Additionally, the commission examined the community-wise representation in government services in 1988.

For these reasons, the Chinnappa Reddy Commission concluded:

"The picture presented by the Muslim Community as a whole is that of a socially and educationally backward class."

Though this observation might now need a further classification among the Muslims based on the class and caste stratification within the community, the Chinnappa Reddy Commission had scientifically explained how Muslims qualify for OBC reservation. The commission categorised overall backward classes into three groups and included Muslims in the second group, along with Buddhists.

Veerappa Moily government's 2-B reservation order

The Chinnappa Reddy Commission submitted its report in 1990. However, by then, the country was witnessing upper-caste resistance against the Mandal Commission report, and the BJP had launched its Ram Rath Yatra against it. In 1991, a midterm election was held for the Lok Sabha. Amidst this political turmoil, the then Congress government did not move on to the Chinnappa Reddy report.

Meanwhile, despite a landslide victory in the 1989 elections, internal conflicts and factional politics plagued the Congress government in Karnataka, resulting in three chief ministers between 1989-1994: Veerendra Patil, Bangarappa, and Veerappa Moily.

Towards the beginning of 1993, the Veerappa Moily government began steps to implement the Chinnappa Reddy report. In July 1994, it ordered a 58% reservation formula with 7% reservation for Muslims under the 2-B subcategory. By then, the nine-judge constitutional bench of the Supreme Court in the Indra Sawhney case had upheld the Mandal Commission report and the upper limit for all classes of reservation was capped at 50%.

Given this context, on September 17, 1994, the Veerappa Moily government issued a government order implementing the backward classes reservation formula, which included a 4% reservation for Muslims under category 2-B.

In November-December 1994, the Congress lost to the Janata Dal led by Deve Gowda in the state Assembly elections. The Deve Gowda government continued the reservation formula of the Veerappa Moily government. Until the Bommai government cancelled this formula in 2023, all subsequent governments had continued the 1994 formula with occasional adjustments within the categories and inclusions.
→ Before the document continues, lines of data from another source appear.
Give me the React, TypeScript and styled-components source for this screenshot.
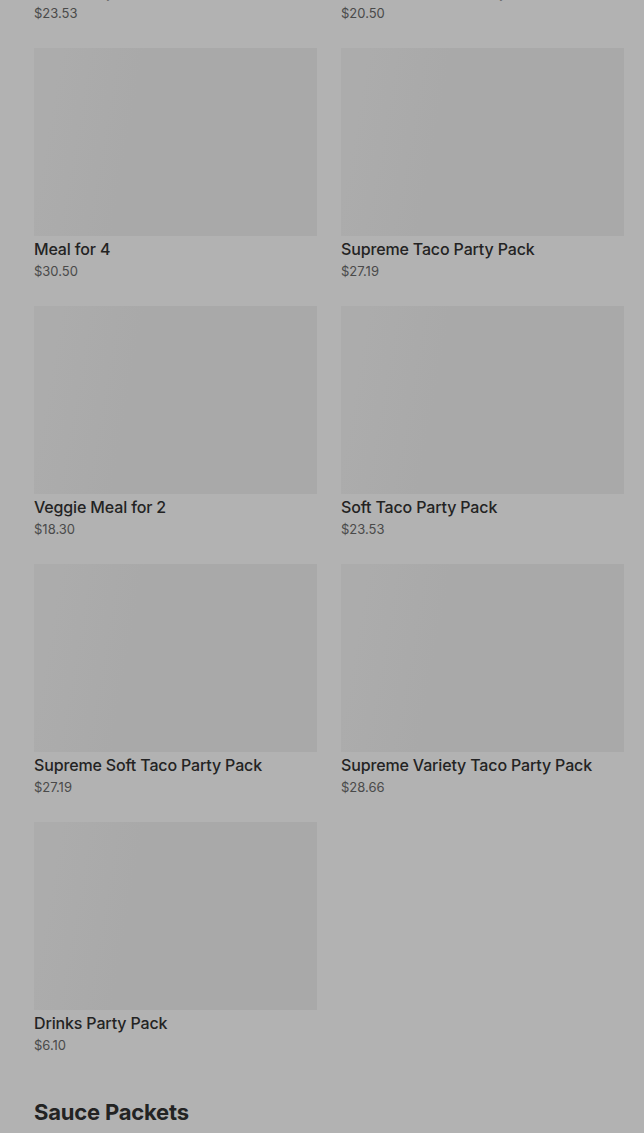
import styled, { createGlobalStyle } from "styled-components";

type Item = {
  name: string;
  price: string;
};

const ITEMS: Item[] = [
  { name: "Taco Party Pack", price: "$23.53" },
  { name: "Burrito Supreme Party Pack", price: "$20.50" },
  { name: "Meal for 4", price: "$30.50" },
  { name: "Supreme Taco Party Pack", price: "$27.19" },
  { name: "Veggie Meal for 2", price: "$18.30" },
  { name: "Soft Taco Party Pack", price: "$23.53" },
  { name: "Supreme Soft Taco Party Pack", price: "$27.19" },
  { name: "Supreme Variety Taco Party Pack", price: "$28.66" },
  { name: "Drinks Party Pack", price: "$6.10" },
];

const GlobalStyle = createGlobalStyle`
  html, body {
    margin: 0;
    padding: 0;
    background: #ffffff;
  }
  body {
    font-family: Inter, "Noto Sans", Roboto, sans-serif;
    -webkit-font-smoothing: antialiased;
  }
`;

function App() {
  return (
    <>
      <GlobalStyle />
      <Page>
        <MenuSection>
          <Grid>
            {ITEMS.map((item) => (
              <Card key={item.name}>
                <Thumb />
                <Title>{item.name}</Title>
                <Price>{item.price}</Price>
              </Card>
            ))}
          </Grid>
        </MenuSection>
        <MenuSection>
          <SectionTitle>Sauce Packets</SectionTitle>
        </MenuSection>
      </Page>
      <Backdrop />
    </>
  );
}

const Page = styled.div`
  height: 1133px;
  overflow: hidden;
  background: #ffffff;
  padding: 0 20px 0 34px;
  box-sizing: border-box;
`;

const MenuSection = styled.section`
  &:first-child {
    margin-top: -210px;
  }
  & + & {
    margin-top: 42px;
  }
`;

const Grid = styled.div`
  display: grid;
  grid-template-columns: 1fr 1fr;
  column-gap: 24px;
  row-gap: 25px;
`;

const Card = styled.div`
  display: flex;
  flex-direction: column;
  cursor: pointer;
`;

const Thumb = styled.div`
  height: 188px;
  background: linear-gradient(100deg, #f7f7f7 0%, #f3f3f3 35%, #f3f3f3 100%);
`;

const Title = styled.div`
  margin-top: 2px;
  font-size: 16px;
  line-height: 22px;
  font-weight: 500;
  letter-spacing: -0.15px;
  color: #333333;
  white-space: nowrap;
  overflow: hidden;
  text-overflow: ellipsis;
`;

const Price = styled.div`
  margin-top: 2px;
  font-size: 13px;
  line-height: 19px;
  font-weight: 400;
  color: #6b6b6b;
`;

const SectionTitle = styled.h2`
  margin: 0;
  font-size: 22px;
  line-height: 30px;
  font-weight: 700;
  color: #333333;
  letter-spacing: -0.2px;
`;

const Backdrop = styled.div`
  position: fixed;
  inset: 0;
  background: rgba(0, 0, 0, 0.3);
`;

export default App;
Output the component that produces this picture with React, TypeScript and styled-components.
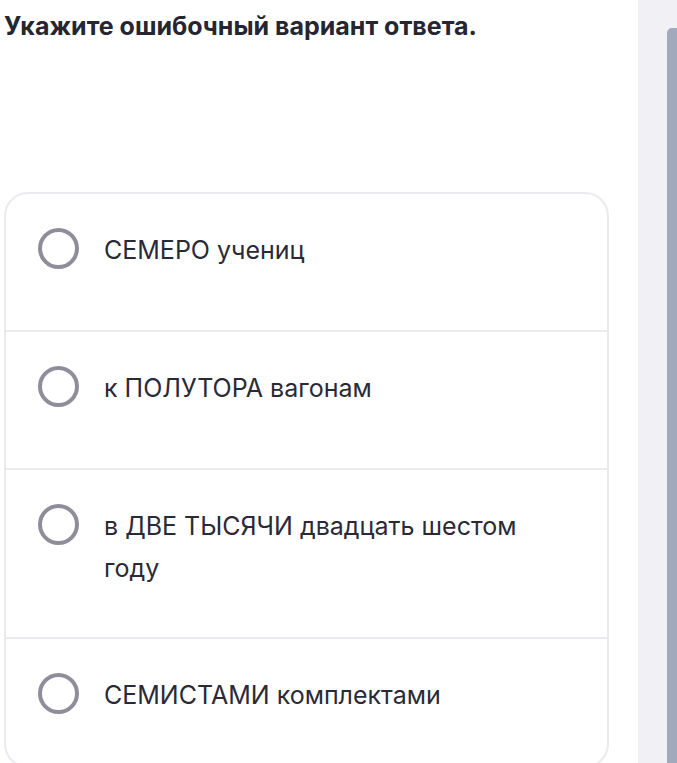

This, however, does not mean that Congress governments are firmly committed to protecting Muslims. The absence of the word ‘Muslim’ or ‘secularism’ in the 2024 Lok Sabha election manifesto, the inadequate representation of Muslims in the party and government and several other examples can be cited to show the insincerity of the Congress government and its claims.

Nevertheless, it was the Congress government – led by Veerappa Moily – that granted the 4% reservation under category 2-B to Muslims, not  HD Deve Gowda. He merely continued the existing formula.

Shivasundar is an activist and freelance journalist. Views expressed are the author’s own.